Last Update: 4.24.2020
Changes: Added Finger, Thiselton, Wiley, Williams
As a Master’s student in theology, I have had to take a class in Systematic Theology. I wanted to find a nice overview of the landscape of ST, but found only bits and pieces. Here’s my more comprehensive overview for budding theologians like myself.
I have been researching other ST volumes besides Grudem, as well as books on dogmatics (related, see my discussion at Biblical Theology: An Overview)
The early fathers were too close the organization of the canon to write Systematics, but they did write foundational theological treatises.
- Athanasius (297-373): A father of the Eastern Church, his most influential work is the short booklet On the Incarnation of the Word of God. For a decent academic commentary on Athanasius, try Liethart’s work.
- Augustine (354-430): A father of the Western Church, Augustine is a theological giant. You can buy collections of Augustine’s complete works (42 volumes!), or you can start with the four volume (short volumes!) On Christian Doctrine. For a decent intro to Augustine’s theology (but not to his actual works) try Levering.
- Cyril of Alexandria (376-444): In the 4th century, Cyril tried to quell heresy in Christology with his On the Unity of Christ.

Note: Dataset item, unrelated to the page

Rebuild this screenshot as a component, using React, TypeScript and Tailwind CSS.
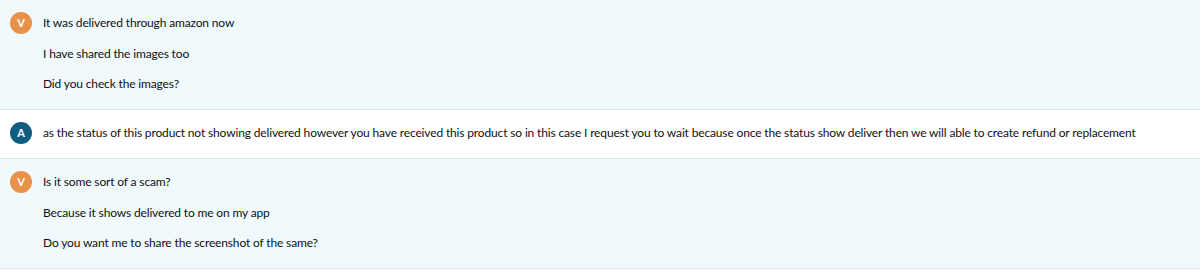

- Gregory Nazianzus (329-390): A father of the Eastern Church, he is recognized among the Cappadocian Fathers (along with Gregory of Nyssa and St. Basil the Great), his Five Theological Orations are good reading.
- Gregory of Nyssa (335-395): A father of the Eastern Church and Cappodocian father (along with Basil and Gregory Nazaianzus) Gregory left us a nice short catechism.
- Iranaeus (130-202): Often published as 5 books, you can get them all in Saint Irenaeus of Lyons: Against Heresies. Enjoy.
- Origen (184-253): On First Principles is perhaps as close as Origen gets to a systematic theology.
- Anselm (1033-1109): A Benedictine monk and Archbishop of Canterbury, his writings are very philosophical. Although he did not write a formal ST, his works and thoughts therein are significant, not least of which is the formation of the Ontological Argument for the existence of God.
- Aquinas (1225-1274): Another theological giant, his Summa Theologiae will run you around $180 or more. However, you can get a very good abridged version edited by McDermott instead.
- Bonaventure (1221-1274): An Italian Franciscan, his Breviloquium is a classic Catholic dogma, though hard to find in print.
- John of Damascus (675-749): was a Byzantine monk and polymath in the late 7th century. Although he defended the Catholic use of icons, he did write a formative dogmatic, On the Orthodox Faith.
- Lombard * (1096-1160): (The Sentences) This truly unique four volume set by the Catholic Bishop of Paris is translated from the original Latin. Lombard was trying to harmonize the Bible with the doctrines of the Church. A rare gem available to us English speakers.